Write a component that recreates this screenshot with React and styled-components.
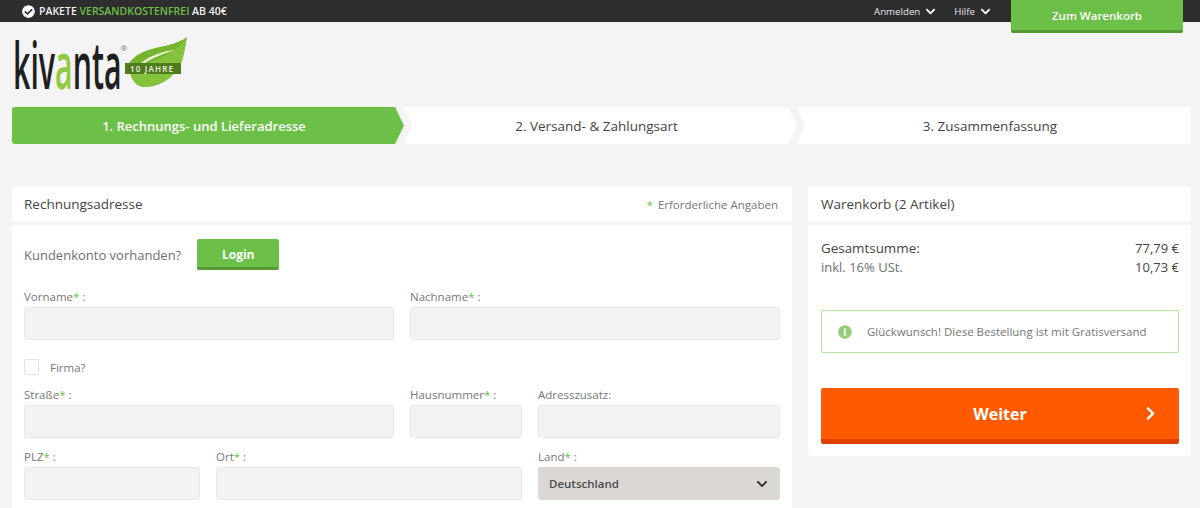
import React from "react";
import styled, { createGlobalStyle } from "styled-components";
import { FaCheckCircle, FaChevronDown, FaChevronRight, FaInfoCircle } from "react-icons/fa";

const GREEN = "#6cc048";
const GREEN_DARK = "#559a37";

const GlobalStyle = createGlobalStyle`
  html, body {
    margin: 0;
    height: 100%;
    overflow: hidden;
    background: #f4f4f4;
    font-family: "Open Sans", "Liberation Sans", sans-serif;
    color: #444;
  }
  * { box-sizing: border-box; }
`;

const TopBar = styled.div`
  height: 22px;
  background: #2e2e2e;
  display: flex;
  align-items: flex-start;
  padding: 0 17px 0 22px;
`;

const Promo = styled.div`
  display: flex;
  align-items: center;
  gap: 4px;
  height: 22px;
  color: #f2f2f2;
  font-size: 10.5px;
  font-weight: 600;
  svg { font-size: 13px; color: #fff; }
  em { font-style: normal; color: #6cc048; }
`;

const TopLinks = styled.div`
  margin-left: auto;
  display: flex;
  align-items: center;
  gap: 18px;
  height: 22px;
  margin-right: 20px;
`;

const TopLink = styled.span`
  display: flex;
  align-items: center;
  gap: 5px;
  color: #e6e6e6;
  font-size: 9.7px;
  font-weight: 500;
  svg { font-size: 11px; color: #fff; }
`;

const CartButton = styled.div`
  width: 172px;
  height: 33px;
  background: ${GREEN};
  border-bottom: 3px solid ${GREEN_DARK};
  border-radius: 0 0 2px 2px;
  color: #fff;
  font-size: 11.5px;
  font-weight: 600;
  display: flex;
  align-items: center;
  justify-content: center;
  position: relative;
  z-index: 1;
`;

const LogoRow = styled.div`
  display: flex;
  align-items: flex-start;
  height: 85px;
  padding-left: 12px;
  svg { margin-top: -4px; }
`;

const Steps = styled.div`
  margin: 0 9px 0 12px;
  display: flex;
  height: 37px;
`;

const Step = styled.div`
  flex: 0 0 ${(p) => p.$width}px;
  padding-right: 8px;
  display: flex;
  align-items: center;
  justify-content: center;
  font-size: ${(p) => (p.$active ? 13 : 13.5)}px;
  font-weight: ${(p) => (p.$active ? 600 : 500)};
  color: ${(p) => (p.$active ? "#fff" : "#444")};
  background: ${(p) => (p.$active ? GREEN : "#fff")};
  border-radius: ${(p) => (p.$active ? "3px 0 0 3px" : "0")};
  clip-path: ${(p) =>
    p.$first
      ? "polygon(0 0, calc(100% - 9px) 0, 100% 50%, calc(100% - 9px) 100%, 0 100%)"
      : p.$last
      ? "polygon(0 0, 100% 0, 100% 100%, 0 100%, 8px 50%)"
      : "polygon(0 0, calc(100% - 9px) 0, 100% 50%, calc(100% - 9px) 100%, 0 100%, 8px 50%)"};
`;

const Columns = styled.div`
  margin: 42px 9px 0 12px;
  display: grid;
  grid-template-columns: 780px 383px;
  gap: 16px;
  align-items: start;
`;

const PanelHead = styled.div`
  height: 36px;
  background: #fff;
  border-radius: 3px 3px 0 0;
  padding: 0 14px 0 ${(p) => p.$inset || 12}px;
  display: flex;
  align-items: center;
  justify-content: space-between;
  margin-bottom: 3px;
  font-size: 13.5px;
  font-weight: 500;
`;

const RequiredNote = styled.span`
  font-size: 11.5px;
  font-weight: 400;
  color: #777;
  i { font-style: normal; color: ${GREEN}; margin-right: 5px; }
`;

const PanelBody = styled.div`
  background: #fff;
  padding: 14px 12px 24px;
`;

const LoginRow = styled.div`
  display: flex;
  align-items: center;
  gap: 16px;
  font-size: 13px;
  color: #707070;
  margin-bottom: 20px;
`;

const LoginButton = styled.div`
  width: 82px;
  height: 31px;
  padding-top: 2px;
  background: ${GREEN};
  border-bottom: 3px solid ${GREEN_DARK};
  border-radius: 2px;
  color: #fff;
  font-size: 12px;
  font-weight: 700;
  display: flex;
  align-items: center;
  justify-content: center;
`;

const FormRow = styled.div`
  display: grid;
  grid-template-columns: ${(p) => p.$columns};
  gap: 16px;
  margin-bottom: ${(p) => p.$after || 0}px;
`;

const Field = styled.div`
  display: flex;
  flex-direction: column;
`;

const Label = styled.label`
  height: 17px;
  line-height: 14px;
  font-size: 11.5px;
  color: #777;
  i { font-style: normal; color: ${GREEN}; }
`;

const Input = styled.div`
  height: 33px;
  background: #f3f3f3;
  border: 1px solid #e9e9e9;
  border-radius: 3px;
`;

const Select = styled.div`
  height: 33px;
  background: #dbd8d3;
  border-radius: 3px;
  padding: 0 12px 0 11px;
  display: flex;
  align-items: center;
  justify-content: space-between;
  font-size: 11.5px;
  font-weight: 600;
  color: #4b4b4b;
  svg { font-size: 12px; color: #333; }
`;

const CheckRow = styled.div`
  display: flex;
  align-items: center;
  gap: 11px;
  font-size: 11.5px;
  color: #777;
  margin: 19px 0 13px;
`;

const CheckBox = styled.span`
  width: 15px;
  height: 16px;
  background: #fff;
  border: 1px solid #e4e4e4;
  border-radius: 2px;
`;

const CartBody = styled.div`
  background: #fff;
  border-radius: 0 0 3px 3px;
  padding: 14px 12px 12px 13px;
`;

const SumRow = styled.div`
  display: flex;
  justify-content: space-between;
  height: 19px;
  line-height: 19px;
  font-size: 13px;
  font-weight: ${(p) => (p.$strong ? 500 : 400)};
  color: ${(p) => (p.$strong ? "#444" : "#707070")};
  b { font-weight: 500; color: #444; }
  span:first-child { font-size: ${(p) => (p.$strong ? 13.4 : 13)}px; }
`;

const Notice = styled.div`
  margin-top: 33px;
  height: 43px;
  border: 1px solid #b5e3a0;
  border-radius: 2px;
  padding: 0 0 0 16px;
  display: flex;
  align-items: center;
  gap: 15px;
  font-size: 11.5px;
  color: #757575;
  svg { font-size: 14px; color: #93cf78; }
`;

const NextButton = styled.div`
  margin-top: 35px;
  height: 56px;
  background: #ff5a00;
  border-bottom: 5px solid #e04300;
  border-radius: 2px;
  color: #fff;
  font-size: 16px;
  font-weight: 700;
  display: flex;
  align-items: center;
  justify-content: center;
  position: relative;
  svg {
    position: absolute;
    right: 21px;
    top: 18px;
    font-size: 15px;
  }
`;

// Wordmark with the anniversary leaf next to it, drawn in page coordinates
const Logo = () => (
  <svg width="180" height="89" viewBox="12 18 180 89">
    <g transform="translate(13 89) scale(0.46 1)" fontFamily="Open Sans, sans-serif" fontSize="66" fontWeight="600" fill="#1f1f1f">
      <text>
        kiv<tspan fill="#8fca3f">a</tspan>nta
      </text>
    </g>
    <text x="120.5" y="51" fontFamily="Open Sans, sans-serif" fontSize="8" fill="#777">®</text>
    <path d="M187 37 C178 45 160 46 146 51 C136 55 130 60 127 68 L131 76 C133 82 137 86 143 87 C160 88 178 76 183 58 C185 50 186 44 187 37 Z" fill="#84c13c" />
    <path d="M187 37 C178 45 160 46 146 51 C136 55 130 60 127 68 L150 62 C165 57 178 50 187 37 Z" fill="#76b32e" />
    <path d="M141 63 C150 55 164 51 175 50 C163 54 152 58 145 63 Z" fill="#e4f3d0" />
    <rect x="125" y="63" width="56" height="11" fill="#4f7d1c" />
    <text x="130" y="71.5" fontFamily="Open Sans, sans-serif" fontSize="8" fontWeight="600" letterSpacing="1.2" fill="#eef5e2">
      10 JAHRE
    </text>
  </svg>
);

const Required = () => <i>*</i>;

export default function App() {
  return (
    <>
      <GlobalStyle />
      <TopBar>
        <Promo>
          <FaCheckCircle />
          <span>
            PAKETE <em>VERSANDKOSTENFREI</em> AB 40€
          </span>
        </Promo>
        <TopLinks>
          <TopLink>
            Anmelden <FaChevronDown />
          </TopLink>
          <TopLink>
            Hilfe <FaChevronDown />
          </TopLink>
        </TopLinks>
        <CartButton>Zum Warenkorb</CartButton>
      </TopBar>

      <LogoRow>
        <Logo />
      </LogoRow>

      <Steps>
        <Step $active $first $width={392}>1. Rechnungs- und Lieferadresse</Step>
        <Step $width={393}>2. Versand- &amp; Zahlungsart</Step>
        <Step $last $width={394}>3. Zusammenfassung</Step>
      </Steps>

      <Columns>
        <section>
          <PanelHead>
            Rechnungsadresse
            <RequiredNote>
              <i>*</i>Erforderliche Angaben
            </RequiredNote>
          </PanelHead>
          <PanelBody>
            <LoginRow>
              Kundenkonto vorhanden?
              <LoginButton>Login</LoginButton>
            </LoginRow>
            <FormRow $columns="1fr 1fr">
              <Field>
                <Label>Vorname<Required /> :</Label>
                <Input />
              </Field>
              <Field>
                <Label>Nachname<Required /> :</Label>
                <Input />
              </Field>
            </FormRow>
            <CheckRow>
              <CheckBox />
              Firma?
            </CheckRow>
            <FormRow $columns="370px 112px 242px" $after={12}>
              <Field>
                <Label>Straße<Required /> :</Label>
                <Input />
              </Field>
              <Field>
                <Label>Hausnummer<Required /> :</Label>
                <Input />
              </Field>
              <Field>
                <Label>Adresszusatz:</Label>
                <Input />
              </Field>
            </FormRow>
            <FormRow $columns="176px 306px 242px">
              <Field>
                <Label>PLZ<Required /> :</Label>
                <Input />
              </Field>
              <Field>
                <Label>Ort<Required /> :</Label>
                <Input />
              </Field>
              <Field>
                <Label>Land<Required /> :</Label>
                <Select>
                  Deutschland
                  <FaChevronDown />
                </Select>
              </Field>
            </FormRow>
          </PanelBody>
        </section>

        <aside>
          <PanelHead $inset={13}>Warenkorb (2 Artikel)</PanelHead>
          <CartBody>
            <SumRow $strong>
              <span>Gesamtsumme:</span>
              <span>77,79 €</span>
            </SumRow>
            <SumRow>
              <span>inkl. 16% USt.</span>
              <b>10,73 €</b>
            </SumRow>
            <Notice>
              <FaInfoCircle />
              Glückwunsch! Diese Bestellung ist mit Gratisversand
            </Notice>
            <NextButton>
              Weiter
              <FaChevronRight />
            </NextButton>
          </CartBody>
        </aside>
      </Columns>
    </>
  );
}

━━━━━━━━━━

*Goal:*
Check every line for "with" and show the ones that have it.

*Solution for this exercise:*
Write a component that recreates this screenshot with React and styled-components.
// Wordmark with the anniversary leaf next to it, drawn in page coordinates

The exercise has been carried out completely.